When we have truly done a bad deed, one with intent to hurt, lie, cheat, injure or betray, we should feel guilty. We have done something wrong for which we need to be accountable. Then we need to make amends. Many times, however, our guilt is unwarranted. We have not done anything wrong except care for ourselves. In this case, guilt serves to obscure a deeper conflict or pain, such as:
- Guilt for setting a limit or boundary, when others get angry or sad in response.
- Guilt for not wanting to take a risk that others are willing take.
- Guilt for being alive when someone we love has died.
- Guilt for taking care of our own needs when others resent us for it.
- Guilt for preserving our mental and physical health, when that choice affects others negatively.
- Guilt for being lucky, having more than others, being born to privilege, and having more funds, assets, and food than others.
The Move from Guilt to Gratitude
What’s another way to deal with our good luck and good fortune? Shift from guilt to gratitude. The shift from guilt to gratitude is an easy one. They are right next door to each other. My friend calls them “kissing cousins.”

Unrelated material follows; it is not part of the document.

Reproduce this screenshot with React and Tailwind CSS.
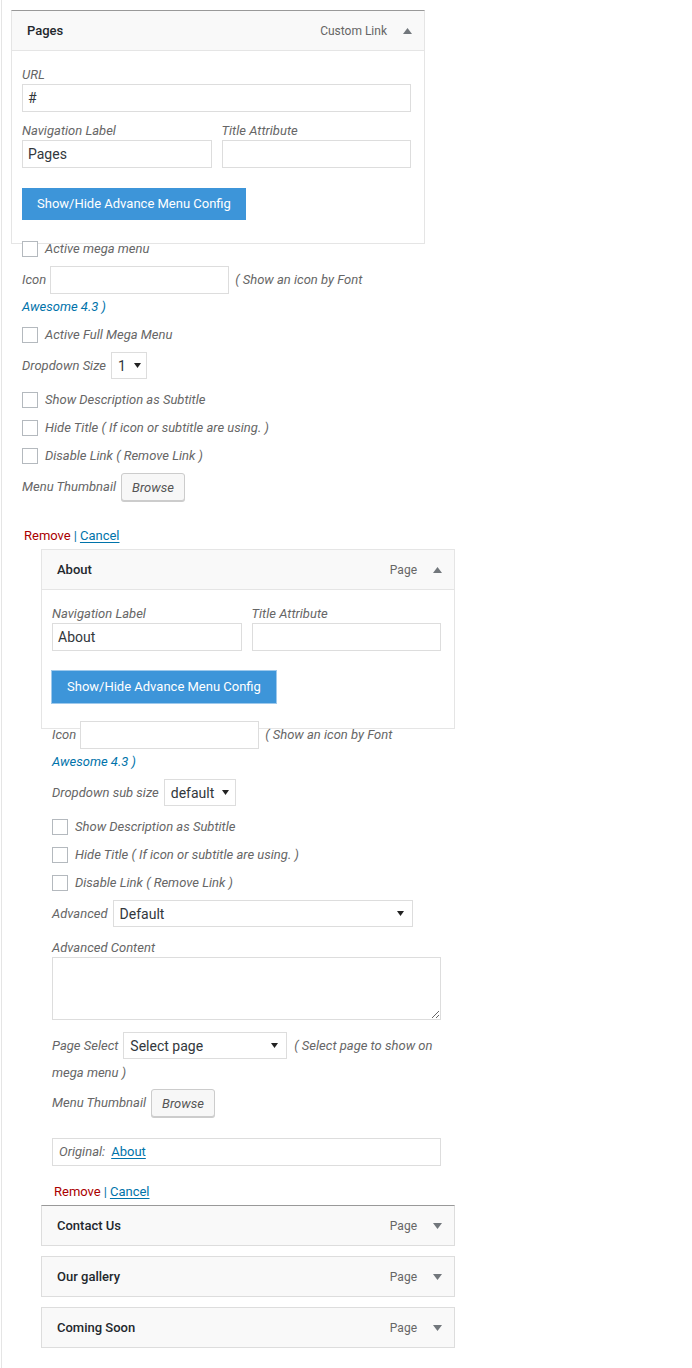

Here’s how you do it: think about what you have (i.e. enough room in your house for everyone to have privacy) or what you don’t have to do (i.e. work in a hospital) that makes you feel guilty. Now, feel grateful about it.
For example, I feel so guilty that I have a secluded house in Connecticut so I don’t have to be trapped in a New York City apartment. That guilt is a heavy sinking feeling that makes me jittery and unstable-feeling. Now, I shift into gratitude. I say out loud, “I am so grateful I have a secluded house in which to quarantine myself. I am so lucky.” I don’t shift into “I don’t deserve it” or “I do deserve it,” because every one of us deserves safety and contentment. That is not the issue. The issue is gratitude feels better and is more useful than guilt.
The Usefulness of Gratitude
Now that you have moved from guilt to gratitude, it’s time to take action. How do we pay our gratitude forward? We take positive action. Saying thank you is a good beginning. We can write a thank you note to a hospital, to our doctor, to anyone we see helping in a way we cannot. We can bring food to elders in our community still adhering to social distancing rules. We can share masks, gloves, toilet paper, and cleaning supplies. We can send a gift of appreciation, volunteer our time in a way that feels right for us, or donate to a cause that moves us. With a little thought, we will find a way to move from guilt to gratitude and then pay it forward in whatever way we can.
During the pandemic, we have been asked to stay home, take care of each other, and not make things worse. That counts as an action of paying it forward. Staying home prevents others from getting sick and eases the burden on our hospital system. You can feel good about that.
If you feel guilty that other people are suffering and you are one of the lucky ones, shift from guilt to gratitude. Say to yourself, I feel so grateful for my luck. Then feel that gratitude deep inside. Let it help you breathe a sigh of relief and an impulse to do something that channels your gratitude into a good deed. Sitting around feeling guilty doesn’t help anyone, but gratitude can.